- Born: Ivan Kyrylovych Maksymenko February 23, 1907 Mykhailivka, Cherkassy uezd, Kiev Governorate, Russian Empire
- Died: May 31, 1976 (aged 69) Kyiv, Ukrainian SSR, Soviet Union
- Children: 1
- Awards: Hero of Socialist Labour Order of Lenin Order of the Red Banner of Labour (3x)
- Scientific career
- Fields: Geneticist

= Ivan Maksymenko =

Ukrainian botanist (1907–1976)

Ivan Kyrylovych Maksymenko (Іван Кирилович Максименко; 23 February 1907 – 31 May 1976) was a Soviet and Ukrainian geneticist, doctor of biological sciences, professor, member of the Academy of Sciences of the Turkmen SSR (since 1959), and a Hero of Socialist Labour (1965).

== Biography ==
He was born on February 23, 1907, in the village of Mykhailivka (now Cherkasy Raion of Cherkasy Oblast). He received his primary education in Ukraine, then studied in Tashkent, and worked in Turkmen SSR.
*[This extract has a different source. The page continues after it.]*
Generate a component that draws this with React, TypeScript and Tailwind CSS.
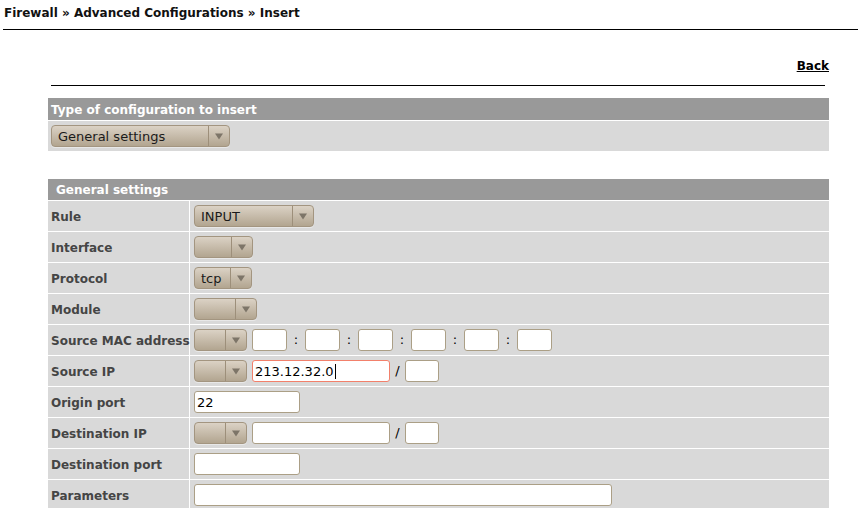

== Scientific activities ==
His main areas of scientific research were selection and seed production of cotton. He revealed the patterns of hereditary change of cotton plants in remote hybridization and developed methods to accelerate the selection process. For the first time in the USSR, he bred varieties of cotton with naturally dyed fiber, which was a strategic raw material during the German-Soviet war (camouflage made of natural brown and green cotton was not recognizable from the air). He created valuable varieties of fine-fibrous cotton.

== Distinctions ==
- Honored Science Worker of the Turkmen SSR
- Honored Agronomist of the Turkmen SSR
- Hero of Socialist Labour (1965) – for high achievements in breeding new varieties of cotton
- Three Orders of the Red Banner of Labour
- Two Orders of the Badge of Honour

== Memorial ==
In recent years he lived and died in Kyiv. His tomb is at Baikove Cemetery (plot No. 33).